**Work to do:** Print, exactly and completely, every entry in the data.

****************

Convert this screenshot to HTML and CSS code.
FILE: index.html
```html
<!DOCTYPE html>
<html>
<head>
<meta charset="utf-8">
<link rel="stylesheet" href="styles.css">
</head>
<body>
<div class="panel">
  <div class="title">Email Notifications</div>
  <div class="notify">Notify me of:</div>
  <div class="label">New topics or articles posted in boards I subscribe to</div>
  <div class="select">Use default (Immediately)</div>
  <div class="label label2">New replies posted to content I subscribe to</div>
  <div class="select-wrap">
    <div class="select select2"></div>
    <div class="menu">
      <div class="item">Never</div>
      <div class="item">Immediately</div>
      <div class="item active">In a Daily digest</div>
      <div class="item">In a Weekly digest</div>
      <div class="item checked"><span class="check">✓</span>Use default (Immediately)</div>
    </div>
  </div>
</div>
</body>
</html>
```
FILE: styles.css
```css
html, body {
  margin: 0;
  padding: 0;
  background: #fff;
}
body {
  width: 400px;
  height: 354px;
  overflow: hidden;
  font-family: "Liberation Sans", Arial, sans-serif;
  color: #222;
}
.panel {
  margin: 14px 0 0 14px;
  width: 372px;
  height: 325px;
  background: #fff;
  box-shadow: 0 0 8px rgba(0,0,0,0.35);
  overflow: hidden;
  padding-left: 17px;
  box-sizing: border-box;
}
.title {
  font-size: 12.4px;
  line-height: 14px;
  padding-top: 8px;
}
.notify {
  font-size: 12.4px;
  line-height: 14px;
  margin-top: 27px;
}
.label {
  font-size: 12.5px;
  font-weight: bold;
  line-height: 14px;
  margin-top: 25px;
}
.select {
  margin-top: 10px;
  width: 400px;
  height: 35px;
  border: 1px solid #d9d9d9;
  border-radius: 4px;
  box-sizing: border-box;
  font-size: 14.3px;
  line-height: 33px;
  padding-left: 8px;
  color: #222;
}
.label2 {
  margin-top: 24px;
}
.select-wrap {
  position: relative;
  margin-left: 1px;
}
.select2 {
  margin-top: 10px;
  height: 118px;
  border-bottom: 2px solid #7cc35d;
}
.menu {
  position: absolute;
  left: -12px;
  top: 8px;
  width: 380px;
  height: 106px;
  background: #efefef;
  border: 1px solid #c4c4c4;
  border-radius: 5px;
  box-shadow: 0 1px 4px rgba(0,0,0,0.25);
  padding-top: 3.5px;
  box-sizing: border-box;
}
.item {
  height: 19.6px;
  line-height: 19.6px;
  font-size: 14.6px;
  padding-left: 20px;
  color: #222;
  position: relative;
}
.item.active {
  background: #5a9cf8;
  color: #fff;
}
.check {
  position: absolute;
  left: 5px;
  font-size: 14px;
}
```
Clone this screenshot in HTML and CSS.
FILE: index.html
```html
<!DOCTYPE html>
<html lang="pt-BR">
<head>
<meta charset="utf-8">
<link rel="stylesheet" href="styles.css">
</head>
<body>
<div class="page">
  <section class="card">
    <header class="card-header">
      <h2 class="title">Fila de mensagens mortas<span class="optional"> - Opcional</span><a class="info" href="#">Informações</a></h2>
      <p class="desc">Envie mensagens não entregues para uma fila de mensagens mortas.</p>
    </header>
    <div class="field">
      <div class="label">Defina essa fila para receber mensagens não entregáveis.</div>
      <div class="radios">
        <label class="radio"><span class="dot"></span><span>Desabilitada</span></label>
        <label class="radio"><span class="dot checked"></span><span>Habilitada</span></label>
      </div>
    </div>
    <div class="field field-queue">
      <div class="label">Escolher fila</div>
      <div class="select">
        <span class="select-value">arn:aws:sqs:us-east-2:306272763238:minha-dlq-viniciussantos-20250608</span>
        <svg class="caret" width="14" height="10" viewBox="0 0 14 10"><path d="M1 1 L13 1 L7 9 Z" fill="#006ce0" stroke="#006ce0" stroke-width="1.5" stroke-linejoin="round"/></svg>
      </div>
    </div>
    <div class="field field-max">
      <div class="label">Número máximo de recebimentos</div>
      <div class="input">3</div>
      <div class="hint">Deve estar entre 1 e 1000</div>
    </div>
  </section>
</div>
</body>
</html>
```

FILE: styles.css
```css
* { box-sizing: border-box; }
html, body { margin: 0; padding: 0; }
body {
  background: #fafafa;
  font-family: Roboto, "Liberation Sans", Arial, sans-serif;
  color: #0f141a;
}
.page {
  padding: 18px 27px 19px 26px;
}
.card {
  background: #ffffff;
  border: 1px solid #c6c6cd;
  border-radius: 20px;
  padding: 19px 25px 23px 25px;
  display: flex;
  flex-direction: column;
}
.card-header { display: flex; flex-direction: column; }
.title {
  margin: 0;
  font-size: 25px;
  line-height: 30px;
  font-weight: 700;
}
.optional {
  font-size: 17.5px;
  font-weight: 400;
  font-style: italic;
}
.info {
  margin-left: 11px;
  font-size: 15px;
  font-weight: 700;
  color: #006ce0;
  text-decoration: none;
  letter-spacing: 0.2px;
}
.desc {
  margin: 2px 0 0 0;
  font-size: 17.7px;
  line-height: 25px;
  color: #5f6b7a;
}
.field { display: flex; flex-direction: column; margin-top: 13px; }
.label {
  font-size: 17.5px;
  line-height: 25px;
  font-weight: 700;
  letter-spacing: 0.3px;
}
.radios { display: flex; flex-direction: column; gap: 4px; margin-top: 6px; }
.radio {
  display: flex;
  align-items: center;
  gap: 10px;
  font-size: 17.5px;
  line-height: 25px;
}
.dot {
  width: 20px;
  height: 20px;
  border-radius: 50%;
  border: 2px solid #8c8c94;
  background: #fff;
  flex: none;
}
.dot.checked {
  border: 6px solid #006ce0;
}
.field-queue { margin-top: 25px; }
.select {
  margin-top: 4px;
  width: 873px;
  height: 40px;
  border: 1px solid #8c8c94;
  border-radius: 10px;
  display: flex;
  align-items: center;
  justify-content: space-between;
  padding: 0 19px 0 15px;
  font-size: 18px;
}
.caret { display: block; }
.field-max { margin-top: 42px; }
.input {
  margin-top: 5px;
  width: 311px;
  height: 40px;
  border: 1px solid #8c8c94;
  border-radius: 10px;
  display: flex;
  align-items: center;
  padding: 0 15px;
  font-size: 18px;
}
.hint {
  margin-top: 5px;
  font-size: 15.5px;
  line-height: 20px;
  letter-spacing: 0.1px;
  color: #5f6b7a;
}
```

****************

**Reply to the task:**
Convert this screenshot to HTML and CSS code.
FILE: index.html
```html
<!DOCTYPE html>
<html>
<head>
<meta charset="utf-8">
<link rel="stylesheet" href="styles.css">
</head>
<body>
<div class="panel">
  <div class="title">Email Notifications</div>
  <div class="notify">Notify me of:</div>
  <div class="label">New topics or articles posted in boards I subscribe to</div>
  <div class="select">Use default (Immediately)</div>
  <div class="label label2">New replies posted to content I subscribe to</div>
  <div class="select-wrap">
    <div class="select select2"></div>
    <div class="menu">
      <div class="item">Never</div>
      <div class="item">Immediately</div>
      <div class="item active">In a Daily digest</div>
      <div class="item">In a Weekly digest</div>
      <div class="item checked"><span class="check">✓</span>Use default (Immediately)</div>
    </div>
  </div>
</div>
</body>
</html>
```
FILE: styles.css
```css
html, body {
  margin: 0;
  padding: 0;
  background: #fff;
}
body {
  width: 400px;
  height: 354px;
  overflow: hidden;
  font-family: "Liberation Sans", Arial, sans-serif;
  color: #222;
}
.panel {
  margin: 14px 0 0 14px;
  width: 372px;
  height: 325px;
  background: #fff;
  box-shadow: 0 0 8px rgba(0,0,0,0.35);
  overflow: hidden;
  padding-left: 17px;
  box-sizing: border-box;
}
.title {
  font-size: 12.4px;
  line-height: 14px;
  padding-top: 8px;
}
.notify {
  font-size: 12.4px;
  line-height: 14px;
  margin-top: 27px;
}
.label {
  font-size: 12.5px;
  font-weight: bold;
  line-height: 14px;
  margin-top: 25px;
}
.select {
  margin-top: 10px;
  width: 400px;
  height: 35px;
  border: 1px solid #d9d9d9;
  border-radius: 4px;
  box-sizing: border-box;
  font-size: 14.3px;
  line-height: 33px;
  padding-left: 8px;
  color: #222;
}
.label2 {
  margin-top: 24px;
}
.select-wrap {
  position: relative;
  margin-left: 1px;
}
.select2 {
  margin-top: 10px;
  height: 118px;
  border-bottom: 2px solid #7cc35d;
}
.menu {
  position: absolute;
  left: -12px;
  top: 8px;
  width: 380px;
  height: 106px;
  background: #efefef;
  border: 1px solid #c4c4c4;
  border-radius: 5px;
  box-shadow: 0 1px 4px rgba(0,0,0,0.25);
  padding-top: 3.5px;
  box-sizing: border-box;
}
.item {
  height: 19.6px;
  line-height: 19.6px;
  font-size: 14.6px;
  padding-left: 20px;
  color: #222;
  position: relative;
}
.item.active {
  background: #5a9cf8;
  color: #fff;
}
.check {
  position: absolute;
  left: 5px;
  font-size: 14px;
}
```
Clone this screenshot in HTML and CSS.
FILE: index.html
```html
<!DOCTYPE html>
<html lang="pt-BR">
<head>
<meta charset="utf-8">
<link rel="stylesheet" href="styles.css">
</head>
<body>
<div class="page">
  <section class="card">
    <header class="card-header">
      <h2 class="title">Fila de mensagens mortas<span class="optional"> - Opcional</span><a class="info" href="#">Informações</a></h2>
      <p class="desc">Envie mensagens não entregues para uma fila de mensagens mortas.</p>
    </header>
    <div class="field">
      <div class="label">Defina essa fila para receber mensagens não entregáveis.</div>
      <div class="radios">
        <label class="radio"><span class="dot"></span><span>Desabilitada</span></label>
        <label class="radio"><span class="dot checked"></span><span>Habilitada</span></label>
      </div>
    </div>
    <div class="field field-queue">
      <div class="label">Escolher fila</div>
      <div class="select">
        <span class="select-value">arn:aws:sqs:us-east-2:306272763238:minha-dlq-viniciussantos-20250608</span>
        <svg class="caret" width="14" height="10" viewBox="0 0 14 10"><path d="M1 1 L13 1 L7 9 Z" fill="#006ce0" stroke="#006ce0" stroke-width="1.5" stroke-linejoin="round"/></svg>
      </div>
    </div>
    <div class="field field-max">
      <div class="label">Número máximo de recebimentos</div>
      <div class="input">3</div>
      <div class="hint">Deve estar entre 1 e 1000</div>
    </div>
  </section>
</div>
</body>
</html>
```

FILE: styles.css
```css
* { box-sizing: border-box; }
html, body { margin: 0; padding: 0; }
body {
  background: #fafafa;
  font-family: Roboto, "Liberation Sans", Arial, sans-serif;
  color: #0f141a;
}
.page {
  padding: 18px 27px 19px 26px;
}
.card {
  background: #ffffff;
  border: 1px solid #c6c6cd;
  border-radius: 20px;
  padding: 19px 25px 23px 25px;
  display: flex;
  flex-direction: column;
}
.card-header { display: flex; flex-direction: column; }
.title {
  margin: 0;
  font-size: 25px;
  line-height: 30px;
  font-weight: 700;
}
.optional {
  font-size: 17.5px;
  font-weight: 400;
  font-style: italic;
}
.info {
  margin-left: 11px;
  font-size: 15px;
  font-weight: 700;
  color: #006ce0;
  text-decoration: none;
  letter-spacing: 0.2px;
}
.desc {
  margin: 2px 0 0 0;
  font-size: 17.7px;
  line-height: 25px;
  color: #5f6b7a;
}
.field { display: flex; flex-direction: column; margin-top: 13px; }
.label {
  font-size: 17.5px;
  line-height: 25px;
  font-weight: 700;
  letter-spacing: 0.3px;
}
.radios { display: flex; flex-direction: column; gap: 4px; margin-top: 6px; }
.radio {
  display: flex;
  align-items: center;
  gap: 10px;
  font-size: 17.5px;
  line-height: 25px;
}
.dot {
  width: 20px;
  height: 20px;
  border-radius: 50%;
  border: 2px solid #8c8c94;
  background: #fff;
  flex: none;
}
.dot.checked {
  border: 6px solid #006ce0;
}
.field-queue { margin-top: 25px; }
.select {
  margin-top: 4px;
  width: 873px;
  height: 40px;
  border: 1px solid #8c8c94;
  border-radius: 10px;
  display: flex;
  align-items: center;
  justify-content: space-between;
  padding: 0 19px 0 15px;
  font-size: 18px;
}
.caret { display: block; }
.field-max { margin-top: 42px; }
.input {
  margin-top: 5px;
  width: 311px;
  height: 40px;
  border: 1px solid #8c8c94;
  border-radius: 10px;
  display: flex;
  align-items: center;
  padding: 0 15px;
  font-size: 18px;
}
.hint {
  margin-top: 5px;
  font-size: 15.5px;
  line-height: 20px;
  letter-spacing: 0.1px;
  color: #5f6b7a;
}
```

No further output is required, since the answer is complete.